Sisyphus pushes a lightbulb to the top of stairs from which bulb falls shattering into shards of an idea. First song prompts my girlfriend asking from the front room, “Are you listening to ABBA?” Montage skaters, modestly dressed, lay all their love on horizontal spots with the attentive vigor of those who chose to move somewhere particularly for the lifestyle reason of summer every season. Shafer drives a trusty old pickup truck and pops beach dazed combinations between chats with dogs, while Meredith fakie flip body varials into Griffith Park bank. The bearded covershot ditch rider slides into slipstream leaving ABBA’s “Luv Island” after lariat flipping to fakie over that crusty L.A. hip to drop from the Famous Stars & Straps video.

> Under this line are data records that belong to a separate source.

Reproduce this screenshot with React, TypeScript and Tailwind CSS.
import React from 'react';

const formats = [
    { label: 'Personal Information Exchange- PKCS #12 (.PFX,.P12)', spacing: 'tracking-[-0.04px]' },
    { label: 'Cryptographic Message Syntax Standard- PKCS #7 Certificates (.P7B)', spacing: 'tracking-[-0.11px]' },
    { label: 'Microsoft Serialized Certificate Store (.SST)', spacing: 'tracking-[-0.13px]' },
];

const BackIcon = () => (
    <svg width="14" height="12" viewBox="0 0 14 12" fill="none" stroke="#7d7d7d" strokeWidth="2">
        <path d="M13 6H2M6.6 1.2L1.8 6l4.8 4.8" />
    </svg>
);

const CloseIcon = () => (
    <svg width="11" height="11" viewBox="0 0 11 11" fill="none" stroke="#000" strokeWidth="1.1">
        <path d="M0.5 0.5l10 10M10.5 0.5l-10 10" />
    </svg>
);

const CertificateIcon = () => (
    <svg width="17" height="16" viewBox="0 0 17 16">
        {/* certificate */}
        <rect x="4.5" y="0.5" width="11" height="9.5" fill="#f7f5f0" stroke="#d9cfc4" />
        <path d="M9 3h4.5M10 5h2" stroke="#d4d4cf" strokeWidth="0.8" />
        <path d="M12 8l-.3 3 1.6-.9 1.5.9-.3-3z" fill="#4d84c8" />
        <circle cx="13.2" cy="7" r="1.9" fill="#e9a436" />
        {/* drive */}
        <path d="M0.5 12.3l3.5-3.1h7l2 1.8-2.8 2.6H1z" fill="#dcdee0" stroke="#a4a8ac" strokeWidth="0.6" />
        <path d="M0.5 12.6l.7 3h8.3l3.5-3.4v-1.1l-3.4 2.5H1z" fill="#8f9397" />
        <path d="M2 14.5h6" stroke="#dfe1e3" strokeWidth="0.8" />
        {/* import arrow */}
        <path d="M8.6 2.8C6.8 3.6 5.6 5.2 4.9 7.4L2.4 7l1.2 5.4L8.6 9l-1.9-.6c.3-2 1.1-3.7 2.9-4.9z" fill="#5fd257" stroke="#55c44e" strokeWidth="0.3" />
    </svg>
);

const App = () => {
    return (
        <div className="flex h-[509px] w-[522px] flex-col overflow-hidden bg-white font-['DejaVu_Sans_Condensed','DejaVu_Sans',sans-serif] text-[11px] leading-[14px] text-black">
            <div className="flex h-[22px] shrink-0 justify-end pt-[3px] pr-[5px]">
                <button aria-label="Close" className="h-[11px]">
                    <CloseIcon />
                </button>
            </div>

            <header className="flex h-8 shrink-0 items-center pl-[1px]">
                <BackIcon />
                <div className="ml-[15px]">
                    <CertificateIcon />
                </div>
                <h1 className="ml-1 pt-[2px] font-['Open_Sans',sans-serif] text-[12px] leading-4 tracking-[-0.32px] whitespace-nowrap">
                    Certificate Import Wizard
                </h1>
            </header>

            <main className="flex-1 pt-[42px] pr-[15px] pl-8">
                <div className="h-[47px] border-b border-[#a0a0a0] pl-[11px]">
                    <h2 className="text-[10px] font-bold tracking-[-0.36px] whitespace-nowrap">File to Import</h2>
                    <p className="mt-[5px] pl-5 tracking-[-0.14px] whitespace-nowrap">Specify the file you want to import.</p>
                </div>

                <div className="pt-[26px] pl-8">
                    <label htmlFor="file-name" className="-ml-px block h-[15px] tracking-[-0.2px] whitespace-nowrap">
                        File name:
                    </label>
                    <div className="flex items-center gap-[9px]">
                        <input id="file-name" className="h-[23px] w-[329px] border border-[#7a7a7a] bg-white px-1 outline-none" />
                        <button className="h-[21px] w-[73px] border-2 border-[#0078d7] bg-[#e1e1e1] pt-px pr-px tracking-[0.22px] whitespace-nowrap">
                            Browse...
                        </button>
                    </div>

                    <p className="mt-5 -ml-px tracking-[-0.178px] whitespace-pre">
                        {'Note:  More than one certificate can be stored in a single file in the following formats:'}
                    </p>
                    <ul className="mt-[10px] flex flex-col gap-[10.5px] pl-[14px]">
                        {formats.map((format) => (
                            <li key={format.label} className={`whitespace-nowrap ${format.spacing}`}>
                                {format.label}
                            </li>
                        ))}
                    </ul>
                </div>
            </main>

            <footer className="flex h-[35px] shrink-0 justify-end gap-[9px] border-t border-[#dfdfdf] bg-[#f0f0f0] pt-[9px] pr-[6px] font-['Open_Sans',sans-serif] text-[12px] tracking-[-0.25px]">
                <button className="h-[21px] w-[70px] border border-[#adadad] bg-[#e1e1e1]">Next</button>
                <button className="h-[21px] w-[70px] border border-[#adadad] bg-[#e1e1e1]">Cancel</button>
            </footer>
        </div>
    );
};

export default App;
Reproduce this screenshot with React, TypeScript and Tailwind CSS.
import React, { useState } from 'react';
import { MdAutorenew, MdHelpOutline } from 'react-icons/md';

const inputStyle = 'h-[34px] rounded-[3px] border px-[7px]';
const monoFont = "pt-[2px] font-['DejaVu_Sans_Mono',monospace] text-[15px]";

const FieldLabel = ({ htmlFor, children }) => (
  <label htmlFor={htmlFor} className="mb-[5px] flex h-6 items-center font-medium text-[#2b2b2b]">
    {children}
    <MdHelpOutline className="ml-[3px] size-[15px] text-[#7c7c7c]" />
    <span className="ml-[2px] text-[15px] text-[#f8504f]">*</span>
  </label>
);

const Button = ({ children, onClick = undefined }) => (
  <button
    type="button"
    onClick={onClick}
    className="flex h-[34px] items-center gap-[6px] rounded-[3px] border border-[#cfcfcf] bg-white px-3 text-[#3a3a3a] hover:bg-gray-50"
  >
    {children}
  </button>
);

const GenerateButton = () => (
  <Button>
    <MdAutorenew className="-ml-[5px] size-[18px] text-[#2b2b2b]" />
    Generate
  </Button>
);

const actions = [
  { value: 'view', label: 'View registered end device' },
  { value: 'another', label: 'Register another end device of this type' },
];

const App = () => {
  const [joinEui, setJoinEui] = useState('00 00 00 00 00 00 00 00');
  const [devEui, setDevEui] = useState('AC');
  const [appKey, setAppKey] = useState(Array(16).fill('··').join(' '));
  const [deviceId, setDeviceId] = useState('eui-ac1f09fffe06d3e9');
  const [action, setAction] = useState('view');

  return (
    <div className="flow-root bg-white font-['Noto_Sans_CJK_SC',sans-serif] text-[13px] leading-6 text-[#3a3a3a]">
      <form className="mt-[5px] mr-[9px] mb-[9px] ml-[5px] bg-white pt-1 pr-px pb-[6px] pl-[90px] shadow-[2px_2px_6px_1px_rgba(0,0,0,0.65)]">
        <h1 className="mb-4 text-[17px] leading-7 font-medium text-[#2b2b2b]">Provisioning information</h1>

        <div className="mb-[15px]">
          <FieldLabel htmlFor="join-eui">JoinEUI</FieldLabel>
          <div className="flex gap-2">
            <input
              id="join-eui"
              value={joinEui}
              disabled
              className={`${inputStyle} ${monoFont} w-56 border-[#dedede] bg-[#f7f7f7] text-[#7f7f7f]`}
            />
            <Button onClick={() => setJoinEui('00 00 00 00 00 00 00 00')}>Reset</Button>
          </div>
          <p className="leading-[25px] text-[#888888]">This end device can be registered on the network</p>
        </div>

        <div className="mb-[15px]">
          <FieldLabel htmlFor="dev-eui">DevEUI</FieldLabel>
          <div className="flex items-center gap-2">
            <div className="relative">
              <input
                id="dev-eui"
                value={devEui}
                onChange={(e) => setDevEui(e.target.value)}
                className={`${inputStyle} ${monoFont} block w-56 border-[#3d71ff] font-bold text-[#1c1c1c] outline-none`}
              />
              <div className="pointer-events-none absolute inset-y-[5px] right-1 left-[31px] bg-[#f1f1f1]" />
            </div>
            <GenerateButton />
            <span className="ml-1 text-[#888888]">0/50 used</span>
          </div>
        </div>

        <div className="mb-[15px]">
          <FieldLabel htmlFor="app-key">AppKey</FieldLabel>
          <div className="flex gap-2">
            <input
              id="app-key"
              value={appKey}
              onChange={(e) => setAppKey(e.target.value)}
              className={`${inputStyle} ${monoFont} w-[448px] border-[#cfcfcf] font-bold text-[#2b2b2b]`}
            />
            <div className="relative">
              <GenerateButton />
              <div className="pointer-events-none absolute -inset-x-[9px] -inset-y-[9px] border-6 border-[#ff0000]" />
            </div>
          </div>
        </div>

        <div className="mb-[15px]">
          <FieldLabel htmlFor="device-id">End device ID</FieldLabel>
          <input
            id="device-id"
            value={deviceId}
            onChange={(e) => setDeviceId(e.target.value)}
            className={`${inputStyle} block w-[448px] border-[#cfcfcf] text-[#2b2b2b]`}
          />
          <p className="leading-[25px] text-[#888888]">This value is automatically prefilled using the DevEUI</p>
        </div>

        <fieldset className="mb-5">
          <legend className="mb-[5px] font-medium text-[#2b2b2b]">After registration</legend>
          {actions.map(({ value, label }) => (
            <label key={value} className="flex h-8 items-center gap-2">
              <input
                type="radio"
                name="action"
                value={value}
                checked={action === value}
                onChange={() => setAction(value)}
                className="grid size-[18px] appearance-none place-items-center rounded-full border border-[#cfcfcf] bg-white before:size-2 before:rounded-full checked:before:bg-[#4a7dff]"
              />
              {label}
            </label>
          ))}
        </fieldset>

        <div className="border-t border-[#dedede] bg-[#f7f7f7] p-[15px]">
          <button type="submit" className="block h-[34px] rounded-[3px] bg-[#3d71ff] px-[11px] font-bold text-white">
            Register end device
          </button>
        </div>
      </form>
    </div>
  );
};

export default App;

Less than Local invites viewers into the cantina for strategy session regarding the reason we’re all gathered here, welcoming Mitchell Meuser to the team. Around corner booth with drinks of choice, Less Than Local masterminds pitch “enlightened alien skateboarding” and “Wild West showdown,” as premises appear animated and acted onscreen while gentlemen narrate before their mates shout them down. The bar maiden slaps these fools to attention. Fucking show us Mitchell Meuser skating! That’s an idea they’ll drink to:
Less than Local’s greater than sign axle spins over videoradio string scrapes. V like in VNIVERSITY morphs into Michell MEVSER’s noseblunt across an arroyo crossing curb cut topping drainwash dropping shove-it in a red t-shirt, pleased at clean result. He power slides into switchcrooks filmed below popped out fakie on red angle iron beneath blue Cali sun as Breeder’s “Cannonball” explodes. Meuser backtail shoves San Miguel’s neck-high brick banks in a baggie fit and low beanie, snapping a poppy varial heel before smiling back at filmer. For next single, Mitchell wallies into back hurricane on white hubba I think Jim Greco switch frontside flip 5-0ed. Niche-laid sign assists Mitch in mounting lipslide atop remarkable red screened metal frame into grinding 5050 down dismount as drums pound and garage rocks.

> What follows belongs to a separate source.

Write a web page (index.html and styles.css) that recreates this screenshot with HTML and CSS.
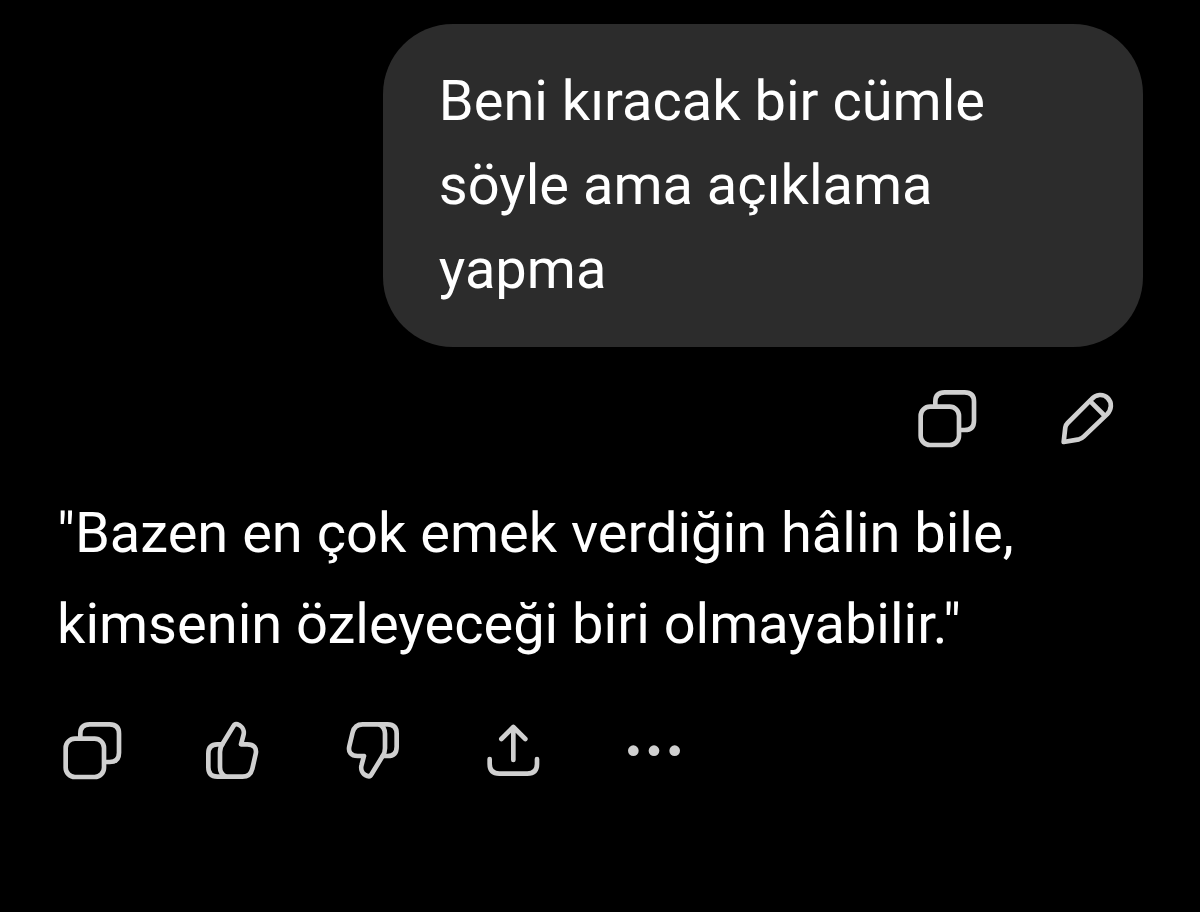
FILE: index.html
```html
<!DOCTYPE html>
<html lang="tr">
<head>
    <meta charset="UTF-8">
    <meta name="viewport" content="width=device-width, initial-scale=1.0">
    <title>Sohbet</title>
    <link rel="stylesheet" href="styles.css">
</head>
<body>

<svg class="sprite" aria-hidden="true">
    <symbol id="copy" viewBox="0 0 240 240">
        <rect x="44" y="86" width="115" height="115" rx="28"/>
        <path d="M88 80V71Q88 43 116 43H176Q204 43 204 71V128Q204 156 176 156H165"/>
    </symbol>
</svg>

<main class="chat">
    <div class="message user">
        <p class="bubble">Beni kıracak bir cümle söyle ama açıklama yapma</p>
        <div class="actions">
            <button type="button" aria-label="Kopyala"><svg><use href="#copy"/></svg></button>
            <button type="button" aria-label="Düzenle">
                <svg viewBox="0 0 240 240">
                    <path d="M50 192L55 148Q56 141 62 135L133 64C147 49 168 46 182 60C196 74 194 94 180 109L110 176Q104 182 96 184Z"/>
                    <path d="M130 70L171 111"/>
                </svg>
            </button>
        </div>
    </div>

    <div class="message reply">
        <p class="answer">"Bazen en çok emek verdiğin hâlin bile, kimsenin özleyeceği biri olmayabilir."</p>
        <div class="actions">
            <button type="button" aria-label="Kopyala"><svg><use href="#copy"/></svg></button>
            <button type="button" aria-label="Beğen">
                <svg viewBox="0 0 240 240">
                    <path d="M91 103L124 49Q128 40 137 43C153 49 158 64 154 77L147 103H166C186 103 195 115 191 132L181 176Q175 200 151 200H76Q49 200 49 172V131Q49 103 76 103Z"/>
                    <path d="M91 103Q84 112 84 126V172Q84 191 101 200"/>
                </svg>
            </button>
            <button type="button" aria-label="Beğenme">
                <svg viewBox="0 0 240 240">
                    <path d="M149 138L116 192Q112 201 103 198C87 192 82 177 86 164L93 138H74C54 138 45 126 49 109L59 67Q65 43 89 43H164Q191 43 191 71V110Q191 138 164 138Z"/>
                    <path d="M149 138Q156 129 156 115V71Q156 52 139 43"/>
                </svg>
            </button>
            <button type="button" aria-label="Paylaş">
                <svg viewBox="0 0 240 240">
                    <path d="M118 150V51M82 87L118 51L154 87"/>
                    <path d="M47 147V162Q47 191 76 191H160Q189 191 189 162V147"/>
                </svg>
            </button>
            <button type="button" aria-label="Diğer">
                <svg class="dots" viewBox="0 0 240 240">
                    <circle cx="55" cy="122" r="16"/>
                    <circle cx="117" cy="122" r="16"/>
                    <circle cx="179" cy="122" r="16"/>
                </svg>
            </button>
        </div>
    </div>
</main>

</body>
</html>
```
FILE: styles.css
```css
body { margin: 0; background: #000; color: #fff; font-family: Roboto, Arial, sans-serif; font-size: 56px; }
p { margin: 0; }

.sprite { position: absolute; width: 0; height: 0; }
.chat { padding: 24px 57px; display: flex; flex-direction: column; gap: 30px; }
.message { display: flex; flex-direction: column; }
.user { align-items: flex-end; gap: 31px; }
.reply { align-items: flex-start; gap: 40px; }

.bubble {
    width: 70%; box-sizing: border-box; padding: 35px 56px 36px;
    border-radius: 70px; background: #2c2c2c; line-height: 84px;
}
.answer { line-height: 91px; }

.actions { display: flex; gap: 61px; }
.user .actions { margin-right: 16px; }
.reply .actions { margin-left: -6px; }

button { width: 80px; height: 80px; padding: 0; border: none; background: none; color: #d0d0d0; cursor: pointer; }
button:hover { opacity: 0.8; }
button svg {
    display: block; width: 80px; height: 80px; fill: none; stroke: currentColor;
    stroke-width: 14; stroke-linecap: round; stroke-linejoin: round;
}
button .dots { fill: currentColor; stroke: none; }
```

The wax stained grey curb along weathered blacktop bank accepts Mitchell’s front blunt bigspin in baggy black tee, faded stone trousers and dusty olive shoes with black Adidas stripes. Shafer onlooks Mitchell’s back 180 nosegrind twisted down onto front lipslide along the court adjacent bank to curbs I’ve seen Ben Allen and Adam Abada skate. Mitchell channels Chris Joslin to whip lofty backside flip 270 degrees over vast drainage hip in a blue baseball cap worn forward, then back in a beanie and tee shirt like Pappalardo front blunting the far side of a lengthy bench with a little gap out popped to fakie in a meditative park. Mitchell ollies onto ascending ledgeride past planters then drops into back tailslide over four stairs toward school building auxiliary entrance. He wallies a barrier into a blacktop backlot and wallieride shoves upon bank to cinderblock wall. Another sunny day facilitates Mitchell’s crooked grind downround the curve of the lengthy barrier Johnny Matarazzo skated in his Thunder Trucks part.
On a skater laid transition to descending ditch top that Gifted Hater skates in his Pocket Mag Followed, Mitchell looks like Jesse Erickson tiltmoding back 180 into fakie 5-0 to regular, same spot next with front blunt leaned into back 180 nosegrind to switch dismount. A Chris Dobstaff sized hubba gets back 180 heelfip nosegrind. Mitchell crooked grind tail grabs the same tall, mellow seven stair rail that he then back lip shoves and front 180 fakie 5-0s in three different outfits, including again Mitchell’s trusty red t-shirt third. Art Market 9-flat-9 receives hefty half-cab than satisfying back heel two-piece chime.
Frontside goofy through fragrant bougainvillea, Meuser 50/50 grinds black wrought iron handrail downspanning 5-flat-8 stair pathway. Mitchell’s ender arrives with parking garage sweep scoping to focus on his backside boardslide that somehow sparks as he ascends the brutalist edging barrier toward parking level’s end, pops past perpendicular bumper barrier and absorbs drop into more boardslide across and down the basement bound barrier where he creates sparks twice more en route to rollaway. Has he slid his plastic rails down to their attaché bolts that scraped sparks across this rough, untrodden path? Whatever method, this is exceptional sewerside stuntman skating, a Scott Bourne Slap cover level timeless hammer that fully deserves whatever accolades anyone feels like bestowing. Larry Bao slam dunks and credits groove through the end of this 10 minute engagement. Thanks to the boys at Less Than Local for promoting Mitchell’s inclusion to their chosen family, strong acquisition from a modest name in the game.